A single mother who married three times, the two lived together in a Chicago apartment. His mother slept on a rollout sofa bed in the living room, the blue light of Johnny Carson on TV flickering into the hallway late into the night. She sacrificed much in order to provide her young son with a new winter coat and the baseball mitt Simon was convinced would make him a major leaguer.

Ernie Simon, Simon’s father, was a professional comedian “who drank himself into a nosedive,” Simon wrote. His parents divorced when Scott was 6.

During one of their many bedside conversations that week, she explained to her son: “It’s easy to fall in love with a drinker. They’re charming. You make them happy. But it’s one thing to fall in love with someone who drinks and another thing to wake up with him day after day.”

Simon slept on the floor at the hospital, later buying a sleeping bag on Michigan Avenue. Pulling out his tablet computer, Simon downloaded her musical requests: Judy Garland, Tony Bennett, Ol’ Blue Eyes and her beloved Nat: “Unforgettable, that’s what you are. Unforgettable, though near or far.”

One of his early tweets: “My mother and I just sang Que Sera Sera 3 times. God bless you Doris Day for giving us such a great theme song.”

“Things are more fun with you here,” she told her only child. “We’ve always been able to make each other laugh. We’ve always been lucky that way, haven’t we?”

In between chasing the pain and struggling to breathe, they resurrected scraps of memories. One afternoon they batted back and forth the names of her many suitors.

And they talked about her great gal pals; all of whom became aunts to Scott: Auntie Chris, Auntie Abba, Auntie Geri, Auntie Melba. “What I remember of that group of women from my boyhood is lingering impromptu evenings with lots of snorts and laughter, olives and cheddar cheese on rye crackers, the stroke of matches, the tinkle of ice, compact makeup mirrors folded with a snap.
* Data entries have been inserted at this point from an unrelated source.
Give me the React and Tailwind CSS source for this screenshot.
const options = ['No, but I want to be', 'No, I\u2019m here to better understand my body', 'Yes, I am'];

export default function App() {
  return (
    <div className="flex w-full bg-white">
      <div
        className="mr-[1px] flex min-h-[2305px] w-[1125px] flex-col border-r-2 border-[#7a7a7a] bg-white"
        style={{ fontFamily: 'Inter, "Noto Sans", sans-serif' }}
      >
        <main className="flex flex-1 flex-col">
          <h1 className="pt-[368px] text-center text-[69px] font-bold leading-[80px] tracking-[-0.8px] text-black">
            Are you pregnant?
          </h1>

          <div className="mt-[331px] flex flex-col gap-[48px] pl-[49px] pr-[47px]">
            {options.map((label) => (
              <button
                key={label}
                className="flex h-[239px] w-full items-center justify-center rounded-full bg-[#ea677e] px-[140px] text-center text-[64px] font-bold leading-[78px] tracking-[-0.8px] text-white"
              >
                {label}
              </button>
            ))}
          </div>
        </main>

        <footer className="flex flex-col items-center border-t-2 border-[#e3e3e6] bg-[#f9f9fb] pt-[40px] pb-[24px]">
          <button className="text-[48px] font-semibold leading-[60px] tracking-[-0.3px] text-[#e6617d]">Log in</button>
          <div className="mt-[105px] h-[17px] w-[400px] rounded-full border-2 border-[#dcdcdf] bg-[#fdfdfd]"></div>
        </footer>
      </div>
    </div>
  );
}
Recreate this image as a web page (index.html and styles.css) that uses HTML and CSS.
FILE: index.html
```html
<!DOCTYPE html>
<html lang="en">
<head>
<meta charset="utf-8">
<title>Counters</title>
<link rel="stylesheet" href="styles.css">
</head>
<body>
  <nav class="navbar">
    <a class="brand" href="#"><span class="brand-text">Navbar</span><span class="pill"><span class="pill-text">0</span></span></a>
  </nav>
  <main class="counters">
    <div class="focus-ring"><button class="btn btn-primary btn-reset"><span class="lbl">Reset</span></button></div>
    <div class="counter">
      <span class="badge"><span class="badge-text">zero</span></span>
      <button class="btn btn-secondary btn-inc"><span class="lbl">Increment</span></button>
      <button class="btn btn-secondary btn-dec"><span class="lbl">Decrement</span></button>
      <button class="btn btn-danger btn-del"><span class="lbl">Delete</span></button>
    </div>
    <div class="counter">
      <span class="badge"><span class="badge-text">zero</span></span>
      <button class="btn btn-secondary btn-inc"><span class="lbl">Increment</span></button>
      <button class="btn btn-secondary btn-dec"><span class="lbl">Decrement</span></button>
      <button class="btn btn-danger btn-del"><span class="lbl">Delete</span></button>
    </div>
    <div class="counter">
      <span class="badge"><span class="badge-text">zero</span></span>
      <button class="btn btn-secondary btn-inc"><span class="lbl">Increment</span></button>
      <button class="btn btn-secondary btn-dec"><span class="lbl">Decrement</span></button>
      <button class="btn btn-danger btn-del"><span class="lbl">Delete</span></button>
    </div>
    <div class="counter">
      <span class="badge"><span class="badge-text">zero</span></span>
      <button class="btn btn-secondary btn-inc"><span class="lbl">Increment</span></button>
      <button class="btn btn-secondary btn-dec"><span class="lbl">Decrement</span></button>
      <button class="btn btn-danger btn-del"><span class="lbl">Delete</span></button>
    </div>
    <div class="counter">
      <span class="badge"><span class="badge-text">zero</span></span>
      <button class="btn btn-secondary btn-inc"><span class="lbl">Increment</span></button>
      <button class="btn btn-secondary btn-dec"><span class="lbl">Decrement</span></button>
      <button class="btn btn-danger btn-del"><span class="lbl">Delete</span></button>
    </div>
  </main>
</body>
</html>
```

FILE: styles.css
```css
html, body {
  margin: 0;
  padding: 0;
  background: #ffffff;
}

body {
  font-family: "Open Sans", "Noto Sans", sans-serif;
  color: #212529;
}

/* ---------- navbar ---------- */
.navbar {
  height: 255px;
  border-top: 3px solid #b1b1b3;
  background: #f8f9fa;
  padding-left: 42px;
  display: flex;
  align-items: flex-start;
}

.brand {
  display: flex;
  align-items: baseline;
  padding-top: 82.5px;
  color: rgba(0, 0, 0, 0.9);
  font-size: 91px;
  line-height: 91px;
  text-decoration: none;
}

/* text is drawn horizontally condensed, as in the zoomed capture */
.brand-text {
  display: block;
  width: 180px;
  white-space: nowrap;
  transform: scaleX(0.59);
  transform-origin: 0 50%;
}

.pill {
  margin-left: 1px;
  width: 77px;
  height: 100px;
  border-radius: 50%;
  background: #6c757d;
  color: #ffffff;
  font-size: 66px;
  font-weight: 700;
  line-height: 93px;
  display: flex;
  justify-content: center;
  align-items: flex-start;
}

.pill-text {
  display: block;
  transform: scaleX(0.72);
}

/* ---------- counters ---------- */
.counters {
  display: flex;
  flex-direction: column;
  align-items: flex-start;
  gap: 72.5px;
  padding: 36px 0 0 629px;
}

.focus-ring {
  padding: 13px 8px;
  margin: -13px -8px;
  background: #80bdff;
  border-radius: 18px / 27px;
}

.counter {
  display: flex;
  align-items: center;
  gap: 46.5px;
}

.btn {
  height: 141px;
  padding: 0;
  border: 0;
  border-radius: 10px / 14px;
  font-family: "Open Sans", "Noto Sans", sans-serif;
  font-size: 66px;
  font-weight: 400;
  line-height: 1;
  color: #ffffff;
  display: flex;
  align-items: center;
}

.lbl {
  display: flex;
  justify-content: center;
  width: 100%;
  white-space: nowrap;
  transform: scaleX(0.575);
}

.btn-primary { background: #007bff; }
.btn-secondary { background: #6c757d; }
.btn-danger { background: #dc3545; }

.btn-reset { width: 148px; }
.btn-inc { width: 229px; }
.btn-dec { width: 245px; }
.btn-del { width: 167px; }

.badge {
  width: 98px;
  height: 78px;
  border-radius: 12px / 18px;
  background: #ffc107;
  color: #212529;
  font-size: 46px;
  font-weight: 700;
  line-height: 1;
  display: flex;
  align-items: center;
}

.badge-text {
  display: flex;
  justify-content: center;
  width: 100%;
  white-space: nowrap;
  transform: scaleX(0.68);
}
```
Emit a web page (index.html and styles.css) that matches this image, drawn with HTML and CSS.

High heels under the coffee table, Tony Bennett on the turntable and an occasional crying jag.”

Taking breaks during, the temperature taking, the IV drip bag and oxygen mask changes, Simon sent out both colorful and tender tweets: “My mother: “Believe me those great death bed speeches are written ahead of time.” And: “Mother I don’t know why this is going on so long. I’m late for everything I guess.” “Mother asks: ‘Will this go on forever?’ She means, pain, dread. ‘No.’ She says: ‘but we’ll go on forever You and Me.’” And, then one of the last tweets: “Heart rate dropping. Heart dropping.”

Some in the online community complained that Simon’s intimate tweets were inappropriate or that he’d exploited his mother’s last days.

In response, Simon wrote: “My mother died and I mourned. That’s as much a part of life as love and taxes. Why be quiet about it? She was an old showgirl who have a great last performance and died with her son by her side. That’s an event to be shared with the jubilation of a birth.”